(Data segment):
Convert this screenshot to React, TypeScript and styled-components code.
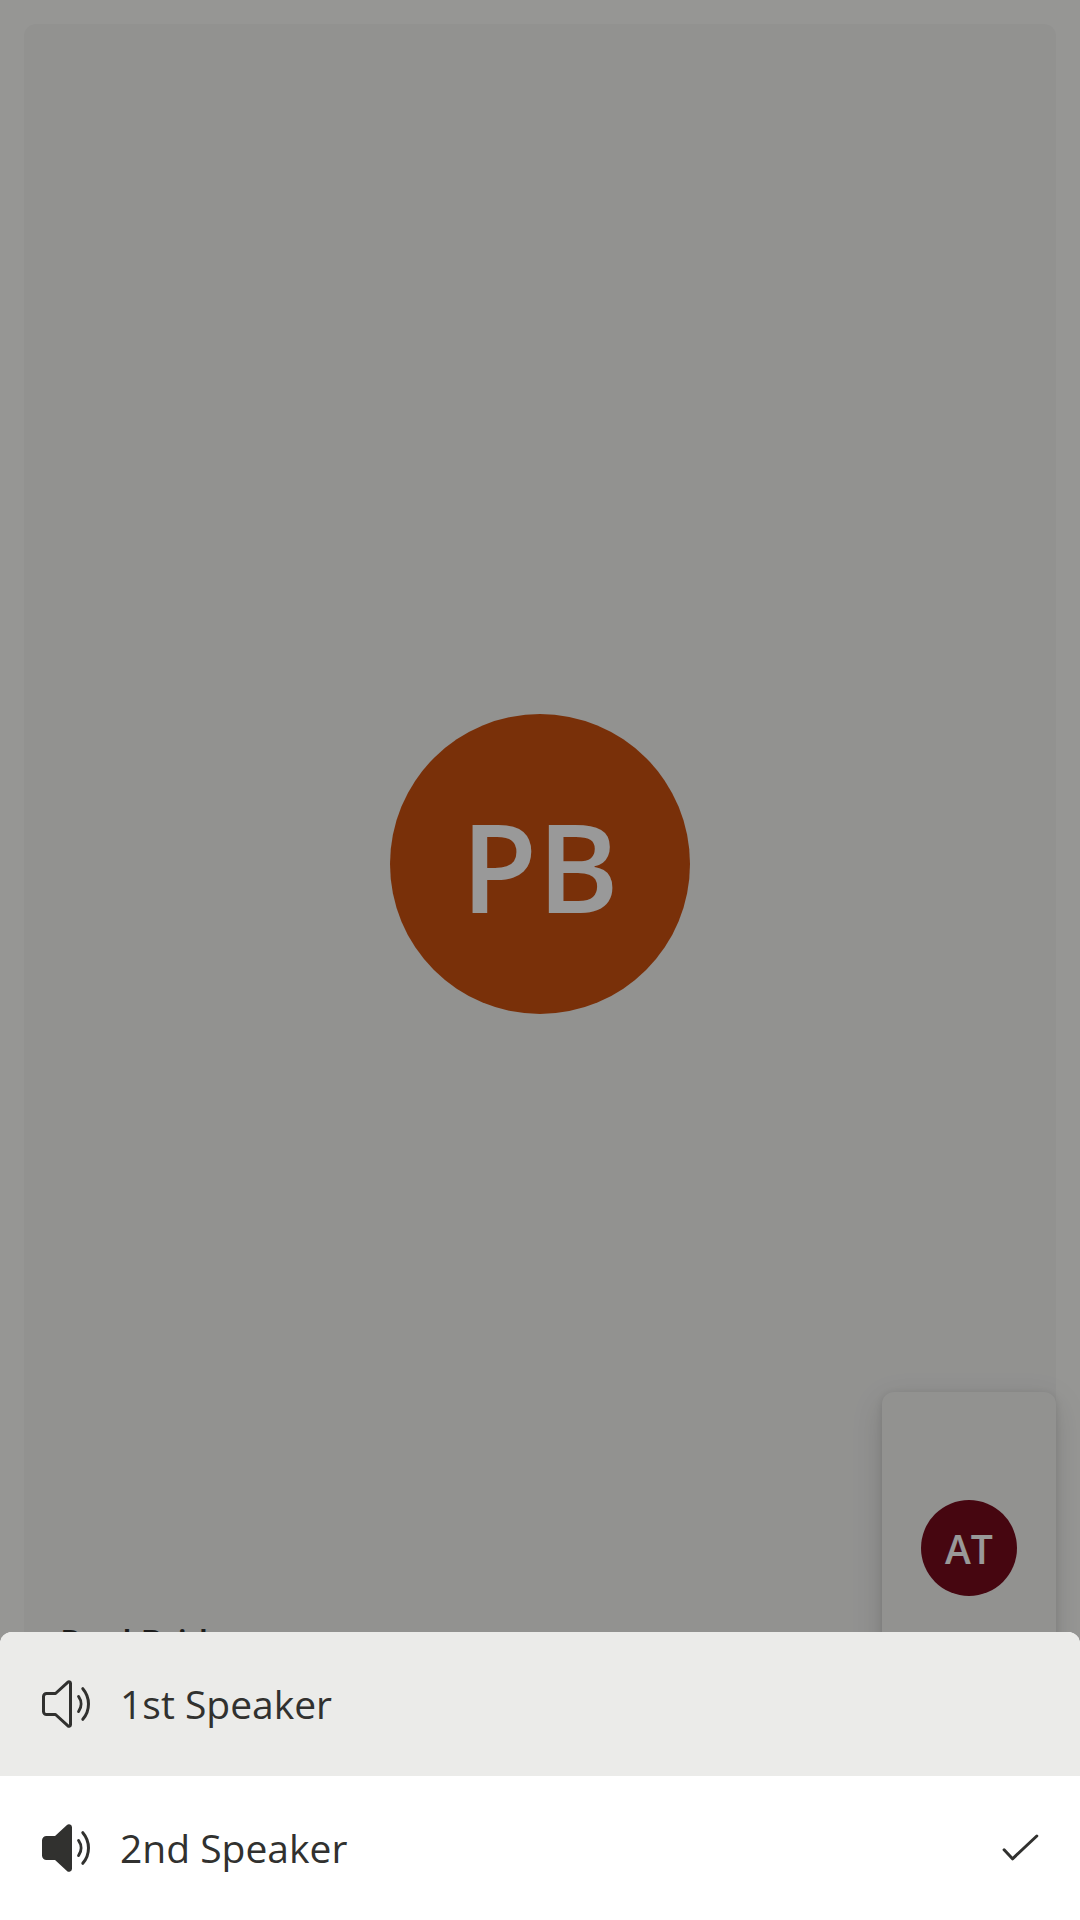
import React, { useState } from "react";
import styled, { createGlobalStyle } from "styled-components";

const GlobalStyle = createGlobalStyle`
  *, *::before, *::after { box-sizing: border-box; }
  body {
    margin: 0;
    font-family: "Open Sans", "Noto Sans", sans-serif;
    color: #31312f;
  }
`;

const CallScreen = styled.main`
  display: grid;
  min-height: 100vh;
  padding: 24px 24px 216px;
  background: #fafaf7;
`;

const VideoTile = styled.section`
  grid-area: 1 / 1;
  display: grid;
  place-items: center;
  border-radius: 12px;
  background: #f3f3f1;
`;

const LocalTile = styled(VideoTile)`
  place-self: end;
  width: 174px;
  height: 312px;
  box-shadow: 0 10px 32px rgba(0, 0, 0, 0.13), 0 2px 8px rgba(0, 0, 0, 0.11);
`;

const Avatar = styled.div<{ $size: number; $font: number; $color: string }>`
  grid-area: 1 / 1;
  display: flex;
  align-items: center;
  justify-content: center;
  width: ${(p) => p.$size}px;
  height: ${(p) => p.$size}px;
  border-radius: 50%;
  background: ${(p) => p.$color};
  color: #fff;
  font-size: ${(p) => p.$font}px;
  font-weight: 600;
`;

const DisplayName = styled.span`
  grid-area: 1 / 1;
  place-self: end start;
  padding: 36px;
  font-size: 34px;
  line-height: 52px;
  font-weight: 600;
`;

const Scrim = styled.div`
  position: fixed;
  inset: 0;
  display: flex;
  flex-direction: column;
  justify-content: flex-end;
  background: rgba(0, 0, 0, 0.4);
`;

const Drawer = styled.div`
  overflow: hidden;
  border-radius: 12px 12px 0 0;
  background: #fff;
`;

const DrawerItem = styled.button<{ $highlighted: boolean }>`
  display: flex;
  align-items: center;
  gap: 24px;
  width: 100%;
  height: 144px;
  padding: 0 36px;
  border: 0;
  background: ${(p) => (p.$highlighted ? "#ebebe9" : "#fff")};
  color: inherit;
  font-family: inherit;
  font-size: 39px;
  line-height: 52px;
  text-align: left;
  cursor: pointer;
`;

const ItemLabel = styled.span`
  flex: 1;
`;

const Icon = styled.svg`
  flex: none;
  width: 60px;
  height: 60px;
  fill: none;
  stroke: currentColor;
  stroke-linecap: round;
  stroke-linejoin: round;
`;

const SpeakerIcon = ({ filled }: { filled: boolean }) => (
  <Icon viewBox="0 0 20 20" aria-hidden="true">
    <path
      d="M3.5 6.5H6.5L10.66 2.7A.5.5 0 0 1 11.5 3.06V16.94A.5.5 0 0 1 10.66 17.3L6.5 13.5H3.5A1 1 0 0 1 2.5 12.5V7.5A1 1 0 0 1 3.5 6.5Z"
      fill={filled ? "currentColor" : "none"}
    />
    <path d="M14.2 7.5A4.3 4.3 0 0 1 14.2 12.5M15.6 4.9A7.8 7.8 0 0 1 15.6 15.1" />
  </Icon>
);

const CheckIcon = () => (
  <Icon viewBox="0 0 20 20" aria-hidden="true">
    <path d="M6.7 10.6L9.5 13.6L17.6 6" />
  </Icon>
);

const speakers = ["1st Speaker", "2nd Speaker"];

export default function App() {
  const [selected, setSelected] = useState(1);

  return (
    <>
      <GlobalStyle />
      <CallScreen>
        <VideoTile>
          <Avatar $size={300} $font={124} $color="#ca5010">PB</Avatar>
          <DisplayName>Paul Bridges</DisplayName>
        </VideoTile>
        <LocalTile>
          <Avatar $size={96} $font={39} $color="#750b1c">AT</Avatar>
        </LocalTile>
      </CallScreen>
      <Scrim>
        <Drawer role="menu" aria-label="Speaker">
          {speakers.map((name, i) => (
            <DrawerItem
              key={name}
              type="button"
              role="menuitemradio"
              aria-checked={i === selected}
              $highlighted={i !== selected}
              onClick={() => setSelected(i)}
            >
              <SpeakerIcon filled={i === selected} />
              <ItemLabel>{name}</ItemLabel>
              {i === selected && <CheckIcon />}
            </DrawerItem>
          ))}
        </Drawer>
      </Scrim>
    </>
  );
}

(Exercise aim): Each line that holds the word "React" is to be copied.

(Completed exercise):
Convert this screenshot to React, TypeScript and styled-components code.
import React, { useState } from "react";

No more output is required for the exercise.